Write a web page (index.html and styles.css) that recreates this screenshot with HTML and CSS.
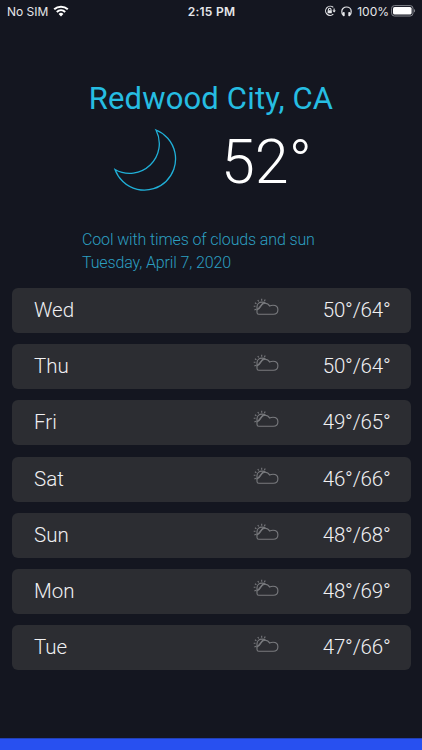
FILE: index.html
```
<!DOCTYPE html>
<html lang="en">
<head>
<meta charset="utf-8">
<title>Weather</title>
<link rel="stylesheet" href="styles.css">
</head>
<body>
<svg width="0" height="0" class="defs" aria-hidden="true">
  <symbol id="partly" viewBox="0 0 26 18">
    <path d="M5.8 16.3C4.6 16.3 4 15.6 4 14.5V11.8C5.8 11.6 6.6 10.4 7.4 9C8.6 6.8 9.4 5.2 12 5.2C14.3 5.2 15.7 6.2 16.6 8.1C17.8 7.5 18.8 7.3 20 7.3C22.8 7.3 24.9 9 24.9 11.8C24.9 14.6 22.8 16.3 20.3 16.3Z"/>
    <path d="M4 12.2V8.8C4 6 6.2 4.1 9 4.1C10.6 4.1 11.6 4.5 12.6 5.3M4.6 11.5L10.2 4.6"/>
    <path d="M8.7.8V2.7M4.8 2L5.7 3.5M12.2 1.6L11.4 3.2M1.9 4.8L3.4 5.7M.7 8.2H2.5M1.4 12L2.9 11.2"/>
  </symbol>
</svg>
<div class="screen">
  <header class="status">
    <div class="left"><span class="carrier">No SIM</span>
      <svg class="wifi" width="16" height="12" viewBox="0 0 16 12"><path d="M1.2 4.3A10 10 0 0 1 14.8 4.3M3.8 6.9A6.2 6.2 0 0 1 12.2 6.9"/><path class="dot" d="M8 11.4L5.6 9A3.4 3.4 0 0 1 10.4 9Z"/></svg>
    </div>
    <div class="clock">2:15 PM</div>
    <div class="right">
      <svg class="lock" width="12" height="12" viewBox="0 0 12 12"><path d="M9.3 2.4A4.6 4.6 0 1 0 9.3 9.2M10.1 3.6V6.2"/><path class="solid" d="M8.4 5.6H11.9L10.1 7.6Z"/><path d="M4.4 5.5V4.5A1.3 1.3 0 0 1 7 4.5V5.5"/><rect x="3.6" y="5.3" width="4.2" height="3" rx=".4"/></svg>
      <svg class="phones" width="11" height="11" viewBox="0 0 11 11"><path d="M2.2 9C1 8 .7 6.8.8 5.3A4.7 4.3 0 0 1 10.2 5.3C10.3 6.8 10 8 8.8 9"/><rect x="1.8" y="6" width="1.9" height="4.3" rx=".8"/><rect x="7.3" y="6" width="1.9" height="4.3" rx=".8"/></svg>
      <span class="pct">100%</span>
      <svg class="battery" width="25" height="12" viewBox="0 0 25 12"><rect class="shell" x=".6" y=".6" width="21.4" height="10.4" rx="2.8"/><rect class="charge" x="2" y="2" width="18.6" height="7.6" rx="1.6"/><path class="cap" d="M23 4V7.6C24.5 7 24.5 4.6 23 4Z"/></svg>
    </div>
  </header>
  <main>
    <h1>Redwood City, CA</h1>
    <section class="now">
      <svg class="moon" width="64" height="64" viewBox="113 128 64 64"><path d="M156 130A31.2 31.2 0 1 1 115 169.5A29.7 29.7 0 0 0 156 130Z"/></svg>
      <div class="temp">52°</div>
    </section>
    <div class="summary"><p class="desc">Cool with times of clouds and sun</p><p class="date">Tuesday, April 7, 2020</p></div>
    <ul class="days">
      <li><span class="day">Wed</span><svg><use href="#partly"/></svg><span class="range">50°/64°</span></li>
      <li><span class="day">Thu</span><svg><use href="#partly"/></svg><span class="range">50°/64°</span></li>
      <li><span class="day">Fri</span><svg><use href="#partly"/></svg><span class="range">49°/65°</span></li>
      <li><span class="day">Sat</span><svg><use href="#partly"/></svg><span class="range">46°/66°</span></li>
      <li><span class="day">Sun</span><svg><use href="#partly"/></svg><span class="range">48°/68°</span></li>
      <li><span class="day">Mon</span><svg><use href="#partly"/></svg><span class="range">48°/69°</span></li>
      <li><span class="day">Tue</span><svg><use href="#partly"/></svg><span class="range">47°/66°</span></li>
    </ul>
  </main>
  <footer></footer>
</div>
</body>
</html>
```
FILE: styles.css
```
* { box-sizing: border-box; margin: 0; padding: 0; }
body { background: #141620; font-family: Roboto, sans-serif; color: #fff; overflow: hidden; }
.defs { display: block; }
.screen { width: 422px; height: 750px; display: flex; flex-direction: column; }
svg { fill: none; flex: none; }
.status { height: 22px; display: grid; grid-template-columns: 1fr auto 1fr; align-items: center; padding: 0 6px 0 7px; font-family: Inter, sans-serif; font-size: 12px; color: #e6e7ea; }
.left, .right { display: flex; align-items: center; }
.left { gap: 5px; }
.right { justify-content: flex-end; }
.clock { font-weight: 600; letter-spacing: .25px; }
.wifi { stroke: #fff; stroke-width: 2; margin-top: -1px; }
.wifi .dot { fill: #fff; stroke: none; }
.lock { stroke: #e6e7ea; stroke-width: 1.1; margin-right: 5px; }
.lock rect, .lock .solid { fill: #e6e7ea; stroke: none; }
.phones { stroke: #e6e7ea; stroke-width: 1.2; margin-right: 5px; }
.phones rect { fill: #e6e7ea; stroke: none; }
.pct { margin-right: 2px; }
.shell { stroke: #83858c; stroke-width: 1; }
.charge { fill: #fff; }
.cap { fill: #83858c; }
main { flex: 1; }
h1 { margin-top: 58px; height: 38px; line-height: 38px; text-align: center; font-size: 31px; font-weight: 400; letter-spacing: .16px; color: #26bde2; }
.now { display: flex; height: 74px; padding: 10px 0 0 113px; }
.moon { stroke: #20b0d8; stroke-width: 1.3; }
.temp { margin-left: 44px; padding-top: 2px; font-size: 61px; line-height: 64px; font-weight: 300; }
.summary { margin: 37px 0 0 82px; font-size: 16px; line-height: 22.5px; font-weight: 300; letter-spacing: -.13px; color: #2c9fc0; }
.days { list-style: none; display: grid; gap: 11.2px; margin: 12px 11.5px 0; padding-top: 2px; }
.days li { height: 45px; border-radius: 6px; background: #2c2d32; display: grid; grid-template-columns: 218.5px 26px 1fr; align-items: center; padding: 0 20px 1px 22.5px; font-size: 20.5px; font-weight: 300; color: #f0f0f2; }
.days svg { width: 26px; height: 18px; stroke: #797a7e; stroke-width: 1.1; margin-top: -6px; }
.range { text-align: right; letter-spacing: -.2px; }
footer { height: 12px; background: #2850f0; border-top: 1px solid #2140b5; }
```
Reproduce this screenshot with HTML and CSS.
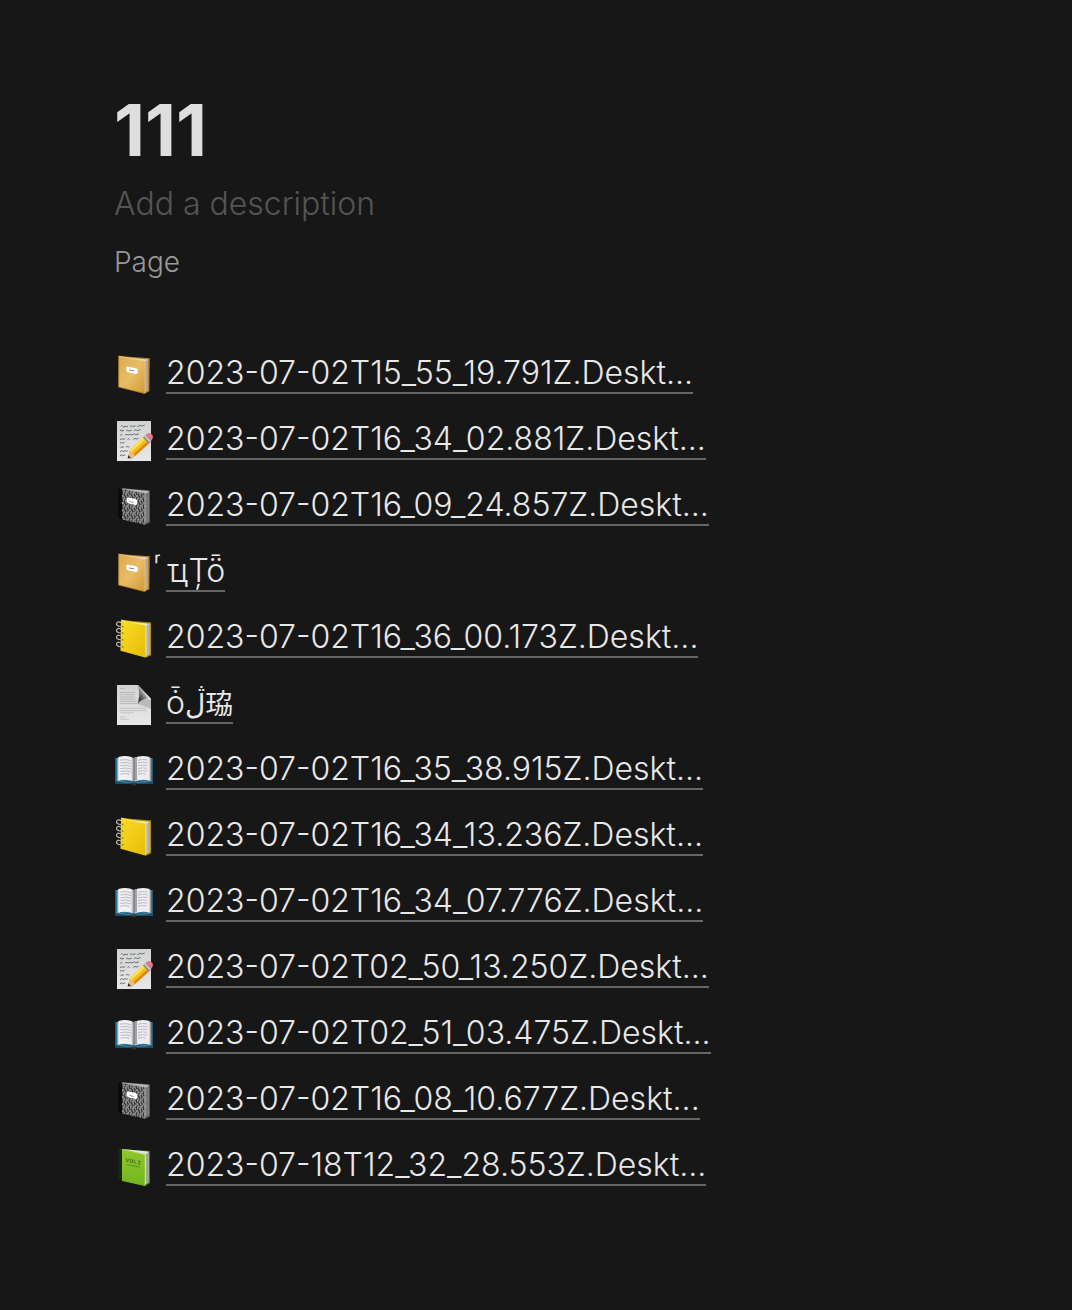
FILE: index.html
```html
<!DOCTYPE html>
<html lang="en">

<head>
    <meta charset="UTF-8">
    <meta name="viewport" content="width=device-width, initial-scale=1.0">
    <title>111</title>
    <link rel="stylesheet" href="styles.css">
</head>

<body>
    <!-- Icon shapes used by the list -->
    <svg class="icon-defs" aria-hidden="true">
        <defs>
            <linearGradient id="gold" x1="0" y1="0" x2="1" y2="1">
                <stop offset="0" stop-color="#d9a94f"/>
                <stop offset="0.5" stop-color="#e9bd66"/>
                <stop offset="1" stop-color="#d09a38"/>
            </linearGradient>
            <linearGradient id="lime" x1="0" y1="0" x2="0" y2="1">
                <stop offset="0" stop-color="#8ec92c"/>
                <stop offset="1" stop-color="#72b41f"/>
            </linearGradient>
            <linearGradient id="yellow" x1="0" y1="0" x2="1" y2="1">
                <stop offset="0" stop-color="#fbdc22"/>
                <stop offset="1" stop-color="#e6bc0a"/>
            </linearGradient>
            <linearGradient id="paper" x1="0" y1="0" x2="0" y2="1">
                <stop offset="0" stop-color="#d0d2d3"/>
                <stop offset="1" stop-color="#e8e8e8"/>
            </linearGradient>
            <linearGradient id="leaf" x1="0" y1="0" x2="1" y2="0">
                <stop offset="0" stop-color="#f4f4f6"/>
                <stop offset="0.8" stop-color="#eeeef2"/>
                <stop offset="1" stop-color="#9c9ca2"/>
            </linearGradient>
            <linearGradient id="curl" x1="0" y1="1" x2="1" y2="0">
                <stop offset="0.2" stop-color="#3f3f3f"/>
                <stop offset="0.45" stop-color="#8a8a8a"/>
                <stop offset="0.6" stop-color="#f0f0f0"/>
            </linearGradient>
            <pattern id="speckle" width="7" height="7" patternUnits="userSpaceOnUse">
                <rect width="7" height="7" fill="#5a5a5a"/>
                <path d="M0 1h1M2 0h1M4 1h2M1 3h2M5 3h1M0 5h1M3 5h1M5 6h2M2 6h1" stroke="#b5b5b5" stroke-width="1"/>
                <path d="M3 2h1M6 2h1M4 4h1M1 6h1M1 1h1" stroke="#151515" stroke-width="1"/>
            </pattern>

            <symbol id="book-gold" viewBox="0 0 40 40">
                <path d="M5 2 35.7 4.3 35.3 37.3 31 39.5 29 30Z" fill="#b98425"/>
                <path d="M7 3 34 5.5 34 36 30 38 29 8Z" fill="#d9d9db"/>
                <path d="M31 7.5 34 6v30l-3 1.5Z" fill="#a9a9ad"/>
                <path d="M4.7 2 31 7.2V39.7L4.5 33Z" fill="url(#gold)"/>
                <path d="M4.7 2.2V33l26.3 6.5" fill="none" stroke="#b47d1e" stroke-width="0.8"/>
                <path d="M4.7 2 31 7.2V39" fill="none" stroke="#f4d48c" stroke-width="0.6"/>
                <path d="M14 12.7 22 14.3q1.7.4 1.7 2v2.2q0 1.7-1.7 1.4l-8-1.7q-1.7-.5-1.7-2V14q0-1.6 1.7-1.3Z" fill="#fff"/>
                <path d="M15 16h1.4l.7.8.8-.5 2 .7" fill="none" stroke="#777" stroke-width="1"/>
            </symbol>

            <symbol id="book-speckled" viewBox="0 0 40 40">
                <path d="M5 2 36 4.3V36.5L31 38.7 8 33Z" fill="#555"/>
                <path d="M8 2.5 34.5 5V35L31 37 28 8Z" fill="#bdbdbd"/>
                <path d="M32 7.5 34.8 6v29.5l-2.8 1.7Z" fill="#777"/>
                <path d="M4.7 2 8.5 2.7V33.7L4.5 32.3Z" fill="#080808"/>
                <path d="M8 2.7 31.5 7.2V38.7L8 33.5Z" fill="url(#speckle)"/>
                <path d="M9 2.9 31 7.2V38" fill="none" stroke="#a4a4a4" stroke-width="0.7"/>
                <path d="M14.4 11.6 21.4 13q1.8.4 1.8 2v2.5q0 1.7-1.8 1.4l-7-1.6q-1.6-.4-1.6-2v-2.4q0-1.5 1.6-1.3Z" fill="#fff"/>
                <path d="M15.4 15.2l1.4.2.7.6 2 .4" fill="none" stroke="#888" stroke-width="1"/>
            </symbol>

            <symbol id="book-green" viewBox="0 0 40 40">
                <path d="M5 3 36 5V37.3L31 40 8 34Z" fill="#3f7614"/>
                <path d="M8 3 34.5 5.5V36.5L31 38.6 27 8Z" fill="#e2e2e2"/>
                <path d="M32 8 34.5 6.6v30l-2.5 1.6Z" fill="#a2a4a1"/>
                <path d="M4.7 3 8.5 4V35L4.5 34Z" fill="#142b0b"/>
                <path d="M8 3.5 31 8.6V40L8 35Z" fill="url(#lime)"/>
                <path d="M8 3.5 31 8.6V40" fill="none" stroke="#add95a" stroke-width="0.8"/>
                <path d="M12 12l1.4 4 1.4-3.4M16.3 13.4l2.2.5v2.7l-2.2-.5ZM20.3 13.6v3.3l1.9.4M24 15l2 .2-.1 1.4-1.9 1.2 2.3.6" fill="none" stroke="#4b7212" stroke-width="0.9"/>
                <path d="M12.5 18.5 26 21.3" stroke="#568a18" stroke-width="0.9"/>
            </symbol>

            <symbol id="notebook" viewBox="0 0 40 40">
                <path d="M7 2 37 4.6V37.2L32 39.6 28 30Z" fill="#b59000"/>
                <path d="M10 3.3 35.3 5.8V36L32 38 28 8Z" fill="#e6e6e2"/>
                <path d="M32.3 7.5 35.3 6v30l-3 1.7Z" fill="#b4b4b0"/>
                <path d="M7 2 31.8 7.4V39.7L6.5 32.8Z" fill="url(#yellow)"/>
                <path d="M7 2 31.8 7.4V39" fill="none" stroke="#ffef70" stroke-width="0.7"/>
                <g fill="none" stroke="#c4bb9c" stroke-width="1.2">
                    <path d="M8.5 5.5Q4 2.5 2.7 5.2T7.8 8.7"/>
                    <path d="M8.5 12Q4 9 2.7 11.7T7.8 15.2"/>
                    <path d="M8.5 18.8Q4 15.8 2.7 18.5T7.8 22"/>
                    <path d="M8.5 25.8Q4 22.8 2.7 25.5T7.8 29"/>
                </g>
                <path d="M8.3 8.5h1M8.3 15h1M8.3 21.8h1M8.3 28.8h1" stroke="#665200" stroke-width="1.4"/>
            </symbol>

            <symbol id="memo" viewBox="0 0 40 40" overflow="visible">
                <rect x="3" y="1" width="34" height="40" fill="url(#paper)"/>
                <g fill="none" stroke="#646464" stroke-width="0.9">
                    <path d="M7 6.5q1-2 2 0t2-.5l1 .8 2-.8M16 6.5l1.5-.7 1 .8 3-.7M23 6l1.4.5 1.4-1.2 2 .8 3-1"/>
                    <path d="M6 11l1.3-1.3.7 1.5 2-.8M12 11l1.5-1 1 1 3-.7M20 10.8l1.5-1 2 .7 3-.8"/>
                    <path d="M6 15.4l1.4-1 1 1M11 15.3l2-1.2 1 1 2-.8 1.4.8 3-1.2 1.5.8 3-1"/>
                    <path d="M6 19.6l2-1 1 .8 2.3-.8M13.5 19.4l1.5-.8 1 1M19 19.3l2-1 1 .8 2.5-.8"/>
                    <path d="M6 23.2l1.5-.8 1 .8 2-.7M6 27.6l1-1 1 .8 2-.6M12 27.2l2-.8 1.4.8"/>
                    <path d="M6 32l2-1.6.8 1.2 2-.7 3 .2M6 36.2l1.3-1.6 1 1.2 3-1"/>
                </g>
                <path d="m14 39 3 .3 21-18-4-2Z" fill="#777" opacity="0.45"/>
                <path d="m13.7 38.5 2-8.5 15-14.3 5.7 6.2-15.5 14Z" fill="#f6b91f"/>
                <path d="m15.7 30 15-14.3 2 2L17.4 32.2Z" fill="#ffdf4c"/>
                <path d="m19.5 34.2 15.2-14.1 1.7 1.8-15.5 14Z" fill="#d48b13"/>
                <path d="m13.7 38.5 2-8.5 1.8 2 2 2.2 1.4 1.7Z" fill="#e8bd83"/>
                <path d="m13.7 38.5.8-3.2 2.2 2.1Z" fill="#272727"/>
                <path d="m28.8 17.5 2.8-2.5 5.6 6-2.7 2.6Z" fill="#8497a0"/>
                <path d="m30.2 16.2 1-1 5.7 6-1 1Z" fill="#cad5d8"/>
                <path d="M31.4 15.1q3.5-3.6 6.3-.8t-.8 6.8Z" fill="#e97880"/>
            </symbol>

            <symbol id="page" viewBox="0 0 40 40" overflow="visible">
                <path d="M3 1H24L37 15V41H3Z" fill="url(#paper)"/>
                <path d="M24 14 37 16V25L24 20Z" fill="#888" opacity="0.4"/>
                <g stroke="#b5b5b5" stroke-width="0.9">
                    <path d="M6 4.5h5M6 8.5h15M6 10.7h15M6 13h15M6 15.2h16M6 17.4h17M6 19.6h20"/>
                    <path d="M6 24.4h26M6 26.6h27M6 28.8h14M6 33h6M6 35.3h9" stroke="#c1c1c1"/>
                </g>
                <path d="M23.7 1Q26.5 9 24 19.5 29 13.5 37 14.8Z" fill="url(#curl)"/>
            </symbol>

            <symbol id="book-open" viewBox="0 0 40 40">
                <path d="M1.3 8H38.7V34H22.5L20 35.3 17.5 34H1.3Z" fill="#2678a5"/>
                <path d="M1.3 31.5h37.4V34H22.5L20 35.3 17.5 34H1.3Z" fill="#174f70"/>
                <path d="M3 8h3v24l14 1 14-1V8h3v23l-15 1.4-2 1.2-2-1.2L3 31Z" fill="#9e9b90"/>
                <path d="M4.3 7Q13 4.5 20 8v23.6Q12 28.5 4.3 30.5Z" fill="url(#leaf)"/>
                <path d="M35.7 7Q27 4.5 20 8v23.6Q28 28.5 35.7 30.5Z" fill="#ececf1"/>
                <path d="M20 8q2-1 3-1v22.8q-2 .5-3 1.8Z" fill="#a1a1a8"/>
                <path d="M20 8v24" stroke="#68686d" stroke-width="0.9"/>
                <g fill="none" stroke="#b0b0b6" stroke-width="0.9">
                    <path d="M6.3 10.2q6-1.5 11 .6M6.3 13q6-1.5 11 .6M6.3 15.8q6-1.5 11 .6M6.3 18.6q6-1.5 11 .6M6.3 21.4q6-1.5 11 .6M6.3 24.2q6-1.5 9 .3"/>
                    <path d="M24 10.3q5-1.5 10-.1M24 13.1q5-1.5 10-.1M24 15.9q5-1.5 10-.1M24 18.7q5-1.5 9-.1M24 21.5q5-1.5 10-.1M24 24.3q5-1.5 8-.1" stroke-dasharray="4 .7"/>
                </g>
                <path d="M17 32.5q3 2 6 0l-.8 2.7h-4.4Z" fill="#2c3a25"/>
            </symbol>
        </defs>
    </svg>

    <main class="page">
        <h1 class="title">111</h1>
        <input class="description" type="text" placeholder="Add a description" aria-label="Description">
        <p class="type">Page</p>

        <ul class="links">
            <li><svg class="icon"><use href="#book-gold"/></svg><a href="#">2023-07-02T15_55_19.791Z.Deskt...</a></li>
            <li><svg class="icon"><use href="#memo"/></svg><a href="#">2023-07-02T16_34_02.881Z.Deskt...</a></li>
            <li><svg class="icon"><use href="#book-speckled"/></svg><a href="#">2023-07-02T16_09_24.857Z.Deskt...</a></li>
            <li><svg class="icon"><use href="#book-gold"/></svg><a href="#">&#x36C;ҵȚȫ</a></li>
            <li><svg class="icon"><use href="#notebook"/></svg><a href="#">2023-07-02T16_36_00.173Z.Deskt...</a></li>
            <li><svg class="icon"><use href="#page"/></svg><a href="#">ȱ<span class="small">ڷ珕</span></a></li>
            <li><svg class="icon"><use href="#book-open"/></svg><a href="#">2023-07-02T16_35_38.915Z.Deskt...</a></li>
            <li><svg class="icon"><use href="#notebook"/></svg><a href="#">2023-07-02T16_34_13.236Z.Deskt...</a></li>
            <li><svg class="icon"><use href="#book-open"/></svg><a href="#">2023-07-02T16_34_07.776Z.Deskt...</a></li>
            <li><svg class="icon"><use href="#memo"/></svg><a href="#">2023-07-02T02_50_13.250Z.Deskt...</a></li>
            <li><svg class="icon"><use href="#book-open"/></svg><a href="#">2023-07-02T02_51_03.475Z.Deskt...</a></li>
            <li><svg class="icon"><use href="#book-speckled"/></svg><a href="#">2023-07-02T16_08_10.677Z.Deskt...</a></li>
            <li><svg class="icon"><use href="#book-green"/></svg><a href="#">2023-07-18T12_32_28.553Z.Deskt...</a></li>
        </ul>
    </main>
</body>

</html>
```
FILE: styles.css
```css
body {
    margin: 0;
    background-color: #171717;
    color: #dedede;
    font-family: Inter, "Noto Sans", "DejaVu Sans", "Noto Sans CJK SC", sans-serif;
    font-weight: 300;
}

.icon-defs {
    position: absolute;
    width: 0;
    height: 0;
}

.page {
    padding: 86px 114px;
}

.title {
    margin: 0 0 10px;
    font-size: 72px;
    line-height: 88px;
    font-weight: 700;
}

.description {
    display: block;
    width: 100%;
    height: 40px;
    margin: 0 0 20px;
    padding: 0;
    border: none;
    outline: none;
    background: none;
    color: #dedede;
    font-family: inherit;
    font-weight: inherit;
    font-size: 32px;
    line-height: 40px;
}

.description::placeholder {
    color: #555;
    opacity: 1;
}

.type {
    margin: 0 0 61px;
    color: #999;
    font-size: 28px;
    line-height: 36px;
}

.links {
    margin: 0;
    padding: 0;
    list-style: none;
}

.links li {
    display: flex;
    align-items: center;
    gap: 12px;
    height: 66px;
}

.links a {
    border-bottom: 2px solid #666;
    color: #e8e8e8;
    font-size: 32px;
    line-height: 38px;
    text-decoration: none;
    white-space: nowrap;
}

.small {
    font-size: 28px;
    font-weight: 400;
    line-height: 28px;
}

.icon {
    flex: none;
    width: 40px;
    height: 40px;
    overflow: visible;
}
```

» **BRIEF**:
Read through the entries and copy every line that includes "this".

» **FULL SOLUTION**:
Write a web page (index.html and styles.css) that recreates this screenshot with HTML and CSS.
Reproduce this screenshot with HTML and CSS.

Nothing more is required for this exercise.